Ford Focus ST review - MPG, CO2 and running costs

Despite a high list price, the Focus ST is cheaper to insure than rivals and offers both petrol and diesel power.

Overall Auto Express Rating

4.5 out of 5

MPG, CO2 and running costs Rating

4.0 out of 5

  • Hatch and estate body styles
  • Torquey petrol engine
  • Lots of driver tech
  • More powerful rivals
  • Expensive to buy
  • Firm ride

Despite offering strong performance, the Focus ST still manages to return decent economy figures. The diesel model is particularly frugal, although opting for petrol power won’t leave you constantly standing at the pumps, either.

The 2.3-litre EcoBoost engine manages a maximum of 34.4mpg on the combined cycle, while the EcoBlue diesel is naturally more economical at 50.4mpg.
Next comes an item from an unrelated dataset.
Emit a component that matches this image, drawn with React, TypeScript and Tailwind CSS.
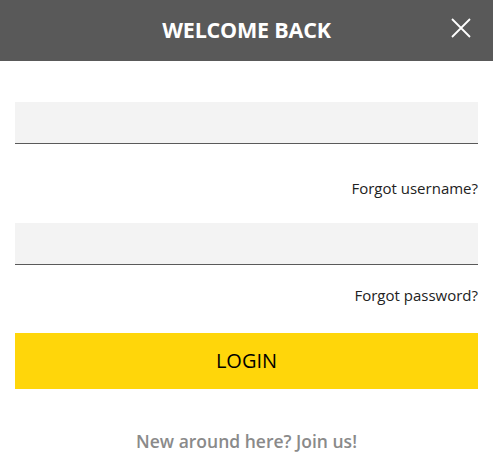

Emissions are 187g/km and 148g/km of CO2 respectively, which means the VED road tax first year rate for the petrol model is £870, although this cost is wrapped up in the overall on-the-road price. From year two onwards, you’ll pay a standard rate of £150 per year.

In comparison, a Renault Megane RS 280 manages a maximum 35.8mpg, under WLTP testing, while emitting 178g/km of CO2. The more powerful Honda Civic Type R is less efficient, only delivering 33.2mpg.

Insurance

Insurance for any hot hatch owner is generally a high cost to bear, but the Focus ST remains competitive in this area. Petrol models sit in group 34, while the oil-burning hatch and estate will realise cheaper premiums, as both are in group 23. In comparison, the Honda Civic Type R is given an insurance rating of 40 and the Renault Megane RS 280 occupies group 35.

Depreciation

The previous-generation Focus ST didn’t perform well in terms of depreciation, with the petrol hatchback model struggling to keep 40 percent of its new value after three years. This time around our experts predict the new five-door hatch will retain 45 percent over the same period, while the estate fares even better, worth almost 46 percent of its original price over three years and 36,000 miles.

The oil-burning versions aren’t too bad an investment, either, with both keeping over 45 percent of original value over 36 months.